Guys... don't you think democracy might be beneficial to a group like Hamas? Remember the old quote:
Nope. I think a hail of JDAMs, Hellfires, Tomahawks and Daisy Cutters would be beneficial to a group like Hamas.
You cannot negotiate with fanatical belief-based terrorists, only eliminate them. You need to make an example of them by destroying them utterly, just as the British had to destroy the Thugee cult way back then. People will stop associating with them if association means death. The end.
Otherwise they will destroy you. They'll shake hands with you, and the other will be hiding a knife behind their back for the moment you turn around. Appeasement is seen as weakness, and will be exploited. The UK and most of Europe are learning this the hard way.
If history has proven anything, it's NEVER to trust any of the Islamist militant groups in the region.
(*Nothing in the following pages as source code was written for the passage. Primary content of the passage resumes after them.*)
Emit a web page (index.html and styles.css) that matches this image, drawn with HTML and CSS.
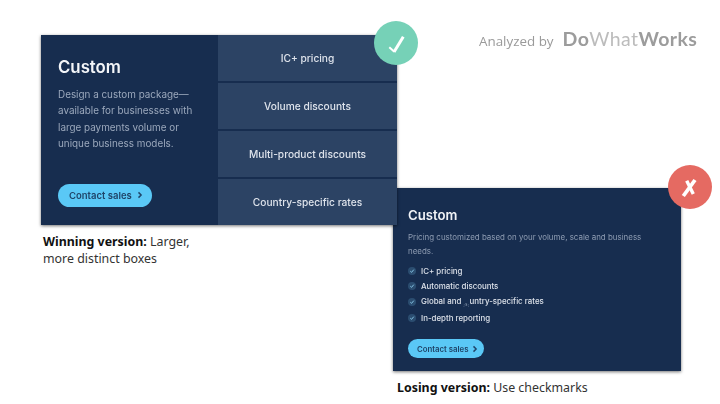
FILE: index.html
```html
<!DOCTYPE html>
<html lang="en">
<head>
<meta charset="utf-8">
<title>Custom pricing comparison</title>
<link rel="stylesheet" href="styles.css">
</head>
<body>
<main class="slide">
  <section class="win card">
    <div class="win-main">
      <h2 class="win-title">Custom</h2>
      <p class="win-desc">Design a custom package—available for businesses with large payments volume or unique business models.</p>
      <a class="btn win-btn">Contact sales <svg class="chev" viewBox="0 0 8 10"><path d="M2 1.5 5.500 5 2 8.500" fill="none" stroke="currentColor" stroke-width="1.900"/></svg></a>
    </div>
    <ul class="boxes">
      <li class="box">IC+ pricing</li>
      <li class="box">Volume discounts</li>
      <li class="box">Multi-product discounts</li>
      <li class="box">Country-specific rates</li>
    </ul>
  </section>

  <section class="lose card">
    <h2 class="lose-title">Custom</h2>
    <p class="lose-desc">Pricing customized based on your volume, scale and business needs.</p>
    <ul class="checks">
      <li class="check"><svg class="tick" viewBox="0 0 9 9"><circle cx="4.500" cy="4.500" r="4.500" fill="#2b4d70"/><path d="M2.600 4.700 4 6l2.500-3" fill="none" stroke="#8fd0f0" stroke-width="1"/></svg>IC+ pricing</li>
      <li class="check"><svg class="tick" viewBox="0 0 9 9"><circle cx="4.500" cy="4.500" r="4.500" fill="#2b4d70"/><path d="M2.600 4.700 4 6l2.500-3" fill="none" stroke="#8fd0f0" stroke-width="1"/></svg>Automatic discounts</li>
      <li class="check"><svg class="tick" viewBox="0 0 9 9"><circle cx="4.500" cy="4.500" r="4.500" fill="#2b4d70"/><path d="M2.600 4.700 4 6l2.500-3" fill="none" stroke="#8fd0f0" stroke-width="1"/></svg><span>Global and <span class="glitch">;s;</span>untry-specific rates</span></li>
      <li class="check"><svg class="tick" viewBox="0 0 9 9"><circle cx="4.500" cy="4.500" r="4.500" fill="#2b4d70"/><path d="M2.600 4.700 4 6l2.500-3" fill="none" stroke="#8fd0f0" stroke-width="1"/></svg>In-depth reporting</li>
    </ul>
    <a class="btn lose-btn">Contact sales <svg class="chev" viewBox="0 0 8 10"><path d="M2 1.500 5.500 5 2 8.500" fill="none" stroke="currentColor" stroke-width="1.900"/></svg></a>
  </section>

  <div class="badge badge-ok"><svg viewBox="0 0 44 44"><path d="M15.300 26.300 20.300 30.700" fill="none" stroke="#fff" stroke-width="2"/><path d="M20 31 29.300 15.700" fill="none" stroke="#fff" stroke-width="3"/></svg></div>
  <div class="badge badge-no"><svg viewBox="0 0 44 44"><path d="M27 15 15.300 31" fill="none" stroke="#fff" stroke-width="3.800"/><path d="M18.700 15.700 25.300 29" fill="none" stroke="#fff" stroke-width="3.400"/></svg></div>

  <div class="brand"><span class="brand-by">Analyzed by</span><span class="brand-name">Do<span class="brand-light">What</span>Works</span></div>

  <p class="caption cap-win"><b>Winning version:</b> Larger,<br>more distinct boxes</p>
  <p class="caption cap-lose"><b>Losing version:</b> Use checkmarks</p>
</main>
</body>
</html>
```
FILE: styles.css
```css
* { box-sizing: border-box; }
html, body { margin: 0; padding: 0; background: #fff; }
.slide { position: relative; width: 720px; height: 404px; overflow: hidden; font-family: Inter, "Liberation Sans", sans-serif; }
ul { list-style: none; margin: 0; padding: 0; }
h2, p { margin: 0; }

.card { position: absolute; background: #172d4f; box-shadow: 0 1px 3px rgba(0,0,0,.55); filter: blur(.35px); }

.win { z-index: 1; left: 41px; top: 35px; width: 356px; height: 190px; display: flex; }
.win-main { width: 177px; padding: 21px 0 0 17px; display: flex; flex-direction: column; align-items: flex-start; }
.win-title { font-size: 16.8px; line-height: 22px; font-weight: 600; color: #f4f6f9; }
.win-desc { margin-top: 8px; width: 145px; font-size: 9.9px; line-height: 16.4px; color: #9ba8bc; }
.win-btn { margin-top: 32px; }
.boxes { flex: 1; display: flex; flex-direction: column; justify-content: space-between; }
.box { height: 45.500px; display: flex; align-items: center; justify-content: center; background: #2c4364; color: #dfe4ec; font-size: 10.200px; font-weight: 500; }

.btn { display: inline-flex; align-items: center; gap: 5px; background: #5ac8f6; color: #1f4468; border-radius: 12px; font-weight: 600; }
.chev { width: 6px; height: 8px; }
.win-btn { height: 23px; padding: 0 9px 0 11px; font-size: 9.500px; }

.lose { left: 393px; top: 188px; width: 288px; height: 183px; padding: 18px 15px 0; }
.lose-title { font-size: 13.200px; line-height: 18px; font-weight: 600; color: #f1f3f7; }
.lose-desc { margin-top: 7px; width: 250px; font-size: 7.950px; line-height: 13.500px; color: #8f9db3; }
.checks { margin-top: 5px; display: flex; flex-direction: column; }
.check { height: 15.600px; display: flex; align-items: center; gap: 5px; font-size: 7.900px; font-weight: 500; color: #dde2ea; }
.tick { width: 8px; height: 8px; flex: none; }
.glitch { font-size: 4px; letter-spacing: .5px; color: #9aa8bc; vertical-align: -2px; }
.lose-btn { margin-top: 14px; height: 19px; padding: 0 6px 0 9px; gap: 4px; font-size: 7.800px; }

.badge { position: absolute; z-index: 2; width: 44px; height: 44px; border-radius: 50%; }
.badge svg { display: block; width: 44px; height: 44px; }
.badge-ok { left: 374px; top: 21px; background: #76d1b7; }
.badge-no { left: 668px; top: 165px; background: #e56a62; }

.brand { position: absolute; left: 479px; top: 27px; display: flex; align-items: baseline; gap: 9px; filter: blur(.4px); }
.brand-by { font-family: "Open Sans", sans-serif; font-size: 13.400px; color: #9a9a9a; }
.brand-name { font-family: Lato, sans-serif; font-size: 19.500px; font-weight: 700; letter-spacing: .4px; color: #9c9c9c; }
.brand-light { color: #bcbcbc; font-weight: 400; }

.caption { position: absolute; font-family: "Noto Sans", "Open Sans", sans-serif; font-size: 12.400px; line-height: 17px; color: #333; }
.caption b { font-weight: 700; color: #111; }
.cap-win { left: 43px; top: 233px; }
.cap-lose { left: 397px; top: 379px; }
```
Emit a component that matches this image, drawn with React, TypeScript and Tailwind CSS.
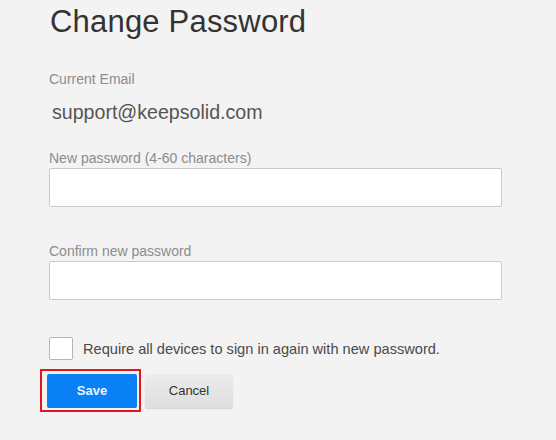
export default function App() {
  return (
    <div
      className="w-[556px] h-[440px] overflow-hidden bg-[#f3f3f3] pl-[49px] pt-[4px]"
      style={{ fontFamily: '"Liberation Sans", Arial, sans-serif' }}
    >
      <h1 className="text-[31px] leading-[36px] text-[#333] ml-[1px] tracking-[0.2px]">Change Password</h1>

      <div className="mt-[31px] text-[14px] leading-[16px] text-[#8c8c8c]">Current Email</div>
      <div className="mt-[14px] ml-[3px] text-[19.6px] leading-[22px] text-[#555]">support@keepsolid.com</div>

      <label className="block mt-[27px] text-[14px] leading-[16px] text-[#8c8c8c]">
        New password (4-60 characters)
      </label>
      <input
        type="password"
        className="block mt-[2px] w-[453px] h-[39px] bg-white border border-[#c9c9c9] rounded-[2px] outline-none"
      />

      <label className="block mt-[36px] text-[14px] leading-[16px] text-[#8c8c8c]">Confirm new password</label>
      <input
        type="password"
        className="block mt-[2px] w-[453px] h-[39px] bg-white border border-[#c9c9c9] rounded-[2px] outline-none"
      />

      <div className="mt-[37px] flex items-center gap-[10px]">
        <div className="w-[24px] h-[23px] bg-white border border-[#b5b5b5] rounded-[2px]" />
        <span className="text-[14.6px] leading-[18px] text-[#4a4a4a]">
          Require all devices to sign in again with new password.
        </span>
      </div>

      <div className="mt-[14px] flex items-center">
        <button className="relative -ml-[2px] w-[90px] h-[34px] rounded-[2px] bg-[#0a80f5] text-[13px] font-bold text-[#eaf4ff]">
          Save
          <span className="absolute -left-[7px] -top-[5px] -right-[4px] -bottom-[4px] border-2 border-[#e8141b] pointer-events-none" />
        </button>
        <button className="ml-[8px] w-[88px] h-[34px] rounded-[2px] bg-gradient-to-b from-[#ececec] to-[#dedede] shadow-[0_1px_1px_rgba(0,0,0,0.12)] text-[13px] text-[#333]">
          Cancel
        </button>
      </div>
    </div>
  );
}
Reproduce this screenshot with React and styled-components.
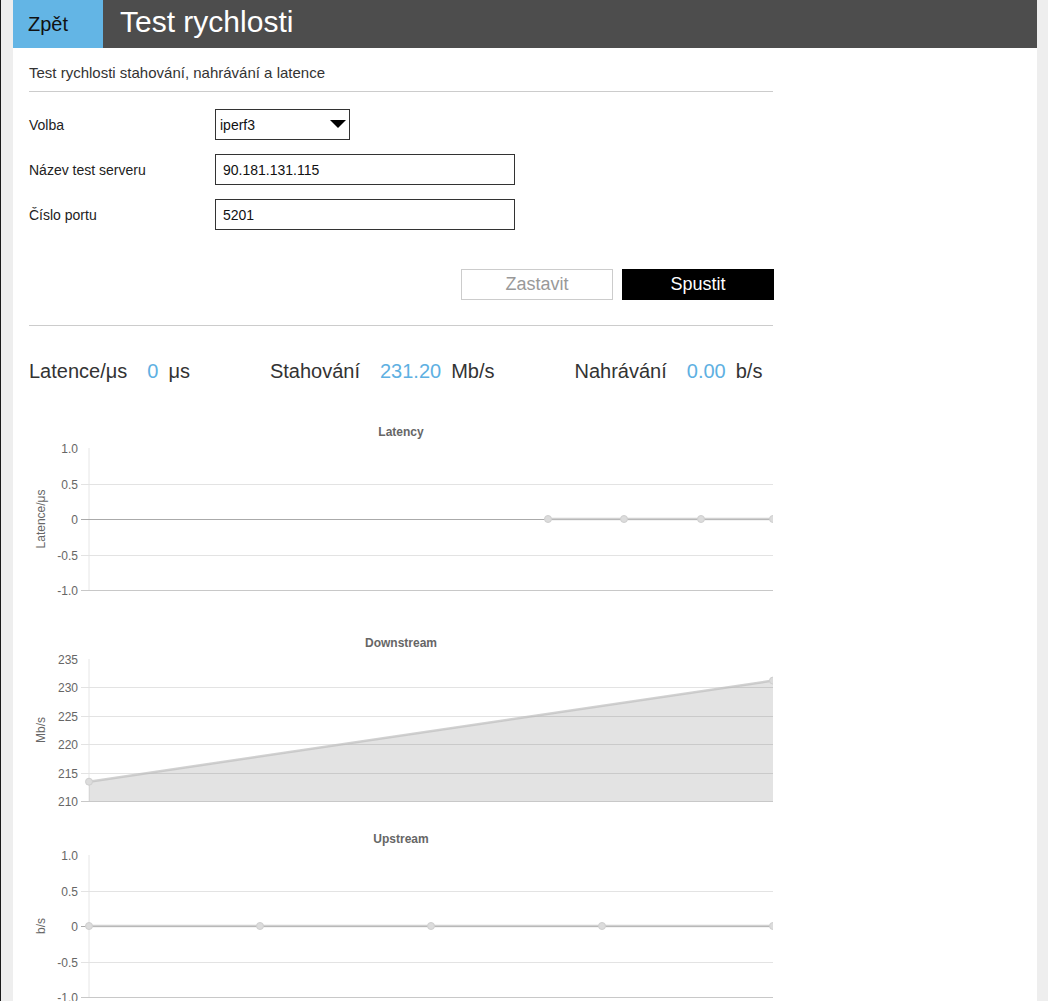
import React from 'react';
import styled, { createGlobalStyle } from 'styled-components';

const GlobalStyle = createGlobalStyle`
  html, body {
    margin: 0;
    padding: 0;
    background: #eeeeee;
    font-family: "Liberation Sans", Arial, Helvetica, sans-serif;
  }
  * { box-sizing: border-box; }
`;

const Frame = styled.div`
  min-height: 100vh;
  border-left: 1px solid #1a1a1a;
  padding: 0 11px 0 12px;
  background: #eeeeee;
`;

const Panel = styled.div`
  width: 1024px;
  min-height: 100vh;
  background: #fff;
`;

const TopBar = styled.header`
  display: flex;
  align-items: center;
  height: 48px;
  background: #4d4d4d;
`;

const BackButton = styled.button`
  width: 90px;
  height: 48px;
  border: none;
  margin: 0;
  padding: 0 0 0 15px;
  text-align: left;
  background: #63b5e5;
  color: #111;
  font-family: inherit;
  font-size: 20px;
  cursor: pointer;
`;

const PageTitle = styled.h1`
  margin: 0 0 4px 17px;
  font-size: 30px;
  font-weight: normal;
  color: #fff;
`;

const Content = styled.main`
  width: 744px;
  margin-left: 16px;
`;

const Intro = styled.p`
  margin: 0;
  padding: 16px 0 10px;
  font-size: 15px;
  line-height: 17px;
  color: #333;
  border-bottom: 1px solid #cccccc;
`;

const Form = styled.section`
  padding: 17px 0 25px;
  border-bottom: 1px solid #cccccc;
`;

const Rows = styled.div`
  display: flex;
  flex-direction: column;
  gap: 14px;
`;

const Row = styled.div`
  display: flex;
  align-items: center;
  height: 31px;
`;

const Label = styled.label`
  width: 186px;
  font-size: 14px;
  color: #222;
`;

const SelectWrap = styled.div`
  position: relative;
  width: 135px;
  height: 31px;
`;

const Select = styled.select`
  appearance: none;
  width: 100%;
  height: 100%;
  border: 1px solid #333;
  border-radius: 0;
  padding: 0 0 0 4px;
  background: #fff;
  font-family: inherit;
  font-size: 14px;
  color: #111;
`;

const Caret = styled.svg`
  position: absolute;
  top: 11px;
  left: 115px;
  pointer-events: none;
`;

const Input = styled.input`
  width: 300px;
  height: 31px;
  border: 1px solid #333;
  border-radius: 0;
  padding: 0 7px;
  font-family: inherit;
  font-size: 14px;
  color: #111;
`;

const Actions = styled.div`
  display: flex;
  justify-content: flex-end;
  gap: 9px;
  margin: 39px -1px 0 0;
`;

const Button = styled.button`
  width: 152px;
  height: 31px;
  padding: 0;
  border: 1px solid ${p => (p.$primary ? '#000' : '#cccccc')};
  background: ${p => (p.$primary ? '#000' : '#fff')};
  color: ${p => (p.$primary ? '#fff' : '#999')};
  font-family: inherit;
  font-size: 18px;
  cursor: pointer;
`;

const Stats = styled.div`
  display: flex;
  gap: 80px;
  padding-top: 34px;
  font-size: 20px;
  line-height: 23px;
  color: #333;
`;

const Stat = styled.div`
  display: flex;
`;

const StatValue = styled.span`
  margin: 0 10px 0 20px;
  color: #5eb0e2;
`;

const Charts = styled.div`
  margin-top: 37px;
`;

const ChartBox = styled.svg`
  display: block;
  overflow: hidden;
  margin-bottom: ${p => p.$gap}px;
  font-family: "Liberation Sans", Arial, Helvetica, sans-serif;
`;

const TOP = 28;
const BOTTOM = 170;
const LEFT = 60;
const RIGHT = 744;

function Chart({ title, axis, ticks, min, max, zeroLine, points, filled, gap }) {
  const y = v => TOP + ((max - v) / (max - min)) * (BOTTOM - TOP);
  const line = points.map(([x, v]) => `${x},${y(v)}`).join(' ');
  const area = `${LEFT},${BOTTOM} ${line} ${RIGHT},${BOTTOM}`;

  return (
    <ChartBox width="744" height="190" $gap={gap}>
      <text x="372" y="16" textAnchor="middle" fontSize="12" fontWeight="bold" fill="#666">
        {title}
      </text>
      <text
        x="0"
        y="0"
        transform={`translate(16 ${(TOP + BOTTOM) / 2}) rotate(-90)`}
        textAnchor="middle"
        fontSize="12"
        fill="#666"
      >
        {axis}
      </text>
      <line x1={LEFT} y1={TOP} x2={LEFT} y2={BOTTOM} stroke="#e6e6e6" />
      {ticks.map((t, i) => {
        const ty = Math.round(y(t.v)) + 0.5;
        let stroke = '#e3e3e3';
        if (i === ticks.length - 1) stroke = '#c8c8c8';
        else if (zeroLine && t.v === 0) stroke = '#aaaaaa';
        return (
          <g key={t.label}>
            {i > 0 && <line x1={LEFT - 8} y1={ty} x2={RIGHT} y2={ty} stroke={stroke} />}
            <text x={LEFT - 11} y={ty + 4} textAnchor="end" fontSize="12" fill="#666">
              {t.label}
            </text>
          </g>
        );
      })}
      {filled && <polygon points={area} fill="rgba(0,0,0,0.11)" />}
      <polyline points={line} fill="none" stroke="rgba(190,190,190,0.7)" strokeWidth="2.5" />
      {points.map(([x, v]) => (
        <circle key={x} cx={x} cy={y(v)} r="3.5" fill="#dcdcdc" stroke="#cfcfcf" strokeWidth="1" />
      ))}
    </ChartBox>
  );
}

const unitTicks = [
  { v: 1, label: '1.0' },
  { v: 0.5, label: '0.5' },
  { v: 0, label: '0' },
  { v: -0.5, label: '-0.5' },
  { v: -1, label: '-1.0' },
];

const rateTicks = [235, 230, 225, 220, 215, 210].map(v => ({ v, label: String(v) }));

export default function App() {
  return (
    <>
      <GlobalStyle />
      <Frame>
        <Panel>
          <TopBar>
            <BackButton>Zpět</BackButton>
            <PageTitle>Test rychlosti</PageTitle>
          </TopBar>
          <Content>
            <Intro>Test rychlosti stahování, nahrávání a latence</Intro>
            <Form>
              <Rows>
                <Row>
                  <Label>Volba</Label>
                  <SelectWrap>
                    <Select defaultValue="iperf3">
                      <option value="iperf3">iperf3</option>
                    </Select>
                    <Caret width="16" height="8" viewBox="0 0 16 8">
                      <polygon points="0,0 16,0 8,8" fill="#000" />
                    </Caret>
                  </SelectWrap>
                </Row>
                <Row>
                  <Label>Název test serveru</Label>
                  <Input defaultValue="90.181.131.115" />
                </Row>
                <Row>
                  <Label>Číslo portu</Label>
                  <Input defaultValue="5201" />
                </Row>
              </Rows>
              <Actions>
                <Button>Zastavit</Button>
                <Button $primary>Spustit</Button>
              </Actions>
            </Form>
            <Stats>
              <Stat>
                <span>Latence/μs</span>
                <StatValue>0</StatValue>
                <span>μs</span>
              </Stat>
              <Stat>
                <span>Stahování</span>
                <StatValue>231.20</StatValue>
                <span>Mb/s</span>
              </Stat>
              <Stat>
                <span>Nahrávání</span>
                <StatValue>0.00</StatValue>
                <span>b/s</span>
              </Stat>
            </Stats>
            <Charts>
              <Chart
                title="Latency"
                axis="Latence/μs"
                ticks={unitTicks}
                min={-1}
                max={1}
                zeroLine
                points={[[519, 0], [595, 0], [672, 0], [744, 0]]}
                gap={21}
              />
              <Chart
                title="Downstream"
                axis="Mb/s"
                ticks={rateTicks}
                min={210}
                max={235}
                filled
                points={[[60, 213.4], [744, 231.2]]}
                gap={6}
              />
              <Chart
                title="Upstream"
                axis="b/s"
                ticks={unitTicks}
                min={-1}
                max={1}
                zeroLine
                points={[[60, 0], [231, 0], [402, 0], [573, 0], [744, 0]]}
                gap={0}
              />
            </Charts>
          </Content>
        </Panel>
      </Frame>
    </>
  );
}
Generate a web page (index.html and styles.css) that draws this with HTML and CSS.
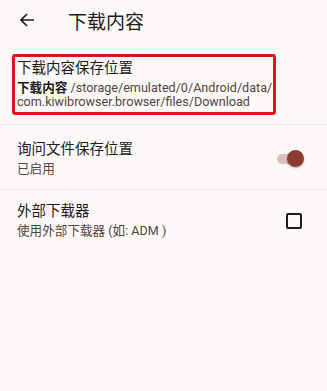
FILE: index.html
```html
<!DOCTYPE html>
<html lang="zh-CN">
<head>
  <meta charset="UTF-8">
  <meta name="viewport" content="width=device-width, initial-scale=1.0">
  <title>下载内容</title>
  <link rel="stylesheet" href="styles.css">
</head>
<body>

<div class="screen">
  <div class="toolbar">
    <svg class="back" width="16" height="16" viewBox="0 0 16 16">
      <path d="M15 8H2M8 2L2 8l6 6" fill="none" stroke="#201a19" stroke-width="1.7"/>
    </svg>
    <div class="title">下载内容</div>
  </div>

  <div class="pref first">
    <div class="highlight">
      <div class="pref-title">下载内容保存位置</div>
      <div class="pref-summary"><b>下载内容</b> /storage/emulated/0/Android/data/<br>com.kiwibrowser.browser/files/Download</div>
    </div>
  </div>

  <div class="pref row">
    <div class="pref-text">
      <div class="pref-title">询问文件保存位置</div>
      <div class="pref-summary">已启用</div>
    </div>
    <div class="switch">
      <div class="track"></div>
      <div class="thumb"></div>
    </div>
  </div>

  <div class="pref row last">
    <div class="pref-text">
      <div class="pref-title">外部下载器</div>
      <div class="pref-summary">使用外部下载器 (如: ADM )</div>
    </div>
    <div class="checkbox"></div>
  </div>
</div>

</body>
</html>
```

FILE: styles.css
```css
body {
  margin: 0;
  background-color: #fdf8f8;
  font-family: Roboto, "Noto Sans CJK SC", sans-serif;
  color: #201a19;
}

.screen {
  width: 327px;
  height: 391px;
}

.toolbar {
  display: flex;
  align-items: center;
  height: 40px;
  padding-left: 19px;
}

.back {
  margin-right: 33px;
}

.title {
  font-size: 19px;
}

.pref {
  border-bottom: 1px solid #efe6e5;
}

.pref.first {
  padding: 14px 0 9px 12px;
}

.highlight {
  width: 256px;
  border: 3px solid #e0141e;
  border-radius: 3px;
  padding: 2px 0 3px 2px;
}

.pref-title {
  font-size: 14.5px;
  line-height: 20px;
}

.pref-summary {
  font-size: 12.6px;
  line-height: 14px;
  color: #534341;
}

.highlight .pref-summary {
  margin-top: 2px;
}

.pref-summary b {
  color: #201a19;
}

.row {
  display: flex;
  align-items: center;
  padding: 15px 23px 11px 17px;
}

.row .pref-summary {
  line-height: 18px;
}

.row.last {
  padding-top: 12px;
  border-bottom: none;
}

.pref-text {
  flex: 1;
}

.switch {
  position: relative;
  width: 28px;
  height: 18px;
  margin-right: -1px;
}

.track {
  position: absolute;
  left: 0;
  top: 4px;
  width: 24px;
  height: 10px;
  border-radius: 5px;
  background-color: #dcc0bc;
}

.thumb {
  position: absolute;
  right: 1px;
  top: 0;
  width: 17px;
  height: 17px;
  border-radius: 50%;
  background-color: #8c3a2e;
  box-shadow: 0 1px 2px rgba(0, 0, 0, 0.3);
}

.checkbox {
  width: 12px;
  height: 12px;
  border: 2px solid #201a19;
  border-radius: 2px;
  margin-right: 2px;
}
```
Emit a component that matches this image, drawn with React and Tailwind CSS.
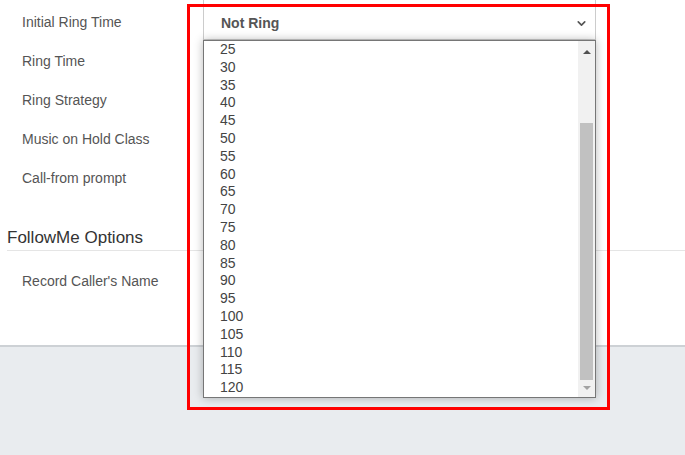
import React from "react";
import { ChevronDown } from "lucide-react";

const labels = ["Initial Ring Time", "Ring Time", "Ring Strategy", "Music on Hold Class", "Call-from prompt"];
const options = [25, 30, 35, 40, 45, 50, 55, 60, 65, 70, 75, 80, 85, 90, 95, 100, 105, 110, 115, 120];

const App = () => {
  return (
    <div className="relative w-[685px] h-[455px] overflow-hidden bg-[#e9ecef] font-['Liberation_Sans',Arial,sans-serif]">
      {/* form panel */}
      <div className="h-[347px] bg-white border-b-2 border-[#cdd1d5] pt-[2.5px]">
        {labels.map((l) => (
          <div key={l} className="h-[39px] flex items-center pl-[22px] text-[14px] text-[#555]">
            {l}
          </div>
        ))}
        <div className="ml-[7px] mt-[30.5px] pb-[2px] border-b border-[#e5e5e5] text-[17px] text-[#333] leading-[20px]">
          FollowMe Options
        </div>
        <div className="h-[60px] flex items-center pl-[22px] text-[14px] text-[#555]">Record Caller's Name</div>
      </div>

      {/* open select */}
      <div className="absolute left-[203px] top-[-2px] w-[393px]">
        <div className="h-[42px] flex items-center justify-between pt-[8px] pl-[17px] pr-[7px] bg-white border border-[#ccc] text-[14px] font-bold text-[#555]">
          <span>Not Ring</span>
          <ChevronDown className="w-[13px] h-[13px] text-[#555]" strokeWidth={3} />
        </div>
        <div className="flex h-[358px] bg-white border border-[#767676] shadow-[0_0_9px_rgba(0,0,0,0.28)]">
          <div className="flex-1 flex flex-col">
            {options.map((o) => (
              <div key={o} className="h-[17.8px] leading-[17.8px] pl-[16px] text-[14px] text-[#444]">
                {o}
              </div>
            ))}
          </div>
          <div className="w-[17px] bg-[#f1f1f1] flex flex-col items-center">
            <svg width="8" height="17" viewBox="0 0 8 17" className="mt-[2px]">
              <path d="M0 11 L4 7 L8 11 Z" fill="#505050" />
            </svg>
            <div className="mt-[63px] w-[13px] h-[258px] bg-[#c1c1c1]" />
            <svg width="8" height="17" viewBox="0 0 8 17">
              <path d="M0 6 L8 6 L4 10 Z" fill="#a3a3a3" />
            </svg>
          </div>
        </div>
      </div>

      {/* annotation */}
      <div className="absolute left-[187px] top-[4px] w-[423px] h-[406px] border-[3px] border-[#ff0000]" />
    </div>
  );
};

export default App;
So here's a similar historical problem:
Thuggee (or tuggee) (from Hindi thag thief, from Sanskrit sthaga scoundrel, from sthagati to conceal) was an Indian network of secret fraternities who were engaged in murdering and robbing travellers, operating from the 17th century (possibly as early as 13th century) to the 19th century whose members were known as Thugs. This is the origin of the term "thug", as many Indian words passed into common English during British Imperial rule of India.
And this was the British solution:
The Thuggee cult was suppressed by the British rulers of India in the 1830s[9], due largely to the efforts of William Sleeman, who started an extensive campaign involving profiling, intelligence, and executions. The campaign was heavily based on informants recruited from captured thugs who were offered protection on the condition that they told everything that they knew. By 1890, the Thug cult was extinct, but the concept of 'criminal tribes' and 'criminal castes' is still in use in India.[10] A police organisation known as the 'Thuggee and Dacoity Department' was established within the Government of India and remained in existence until 1904 when it was replaced by the Central Criminal Intelligence Department. The defeat of the Thuggees played a part in securing Indian loyalty to the British Raj.
Previous attempts at prosecuting and eliminating the thugs had been largely unsuccessful due to the lack of evidence for their crimes. The thugs' modus operandi yielded very little evidence: no witnesses, no weapons, and no corpses. Besides, the thugs usually made no confessions when captured. Another main reason was the fact that thug groups did not act locally, but all over the Indian subcontinent, including territories that did not belong to British India in combination with the fact that there was then no centralized criminal intelligence agency.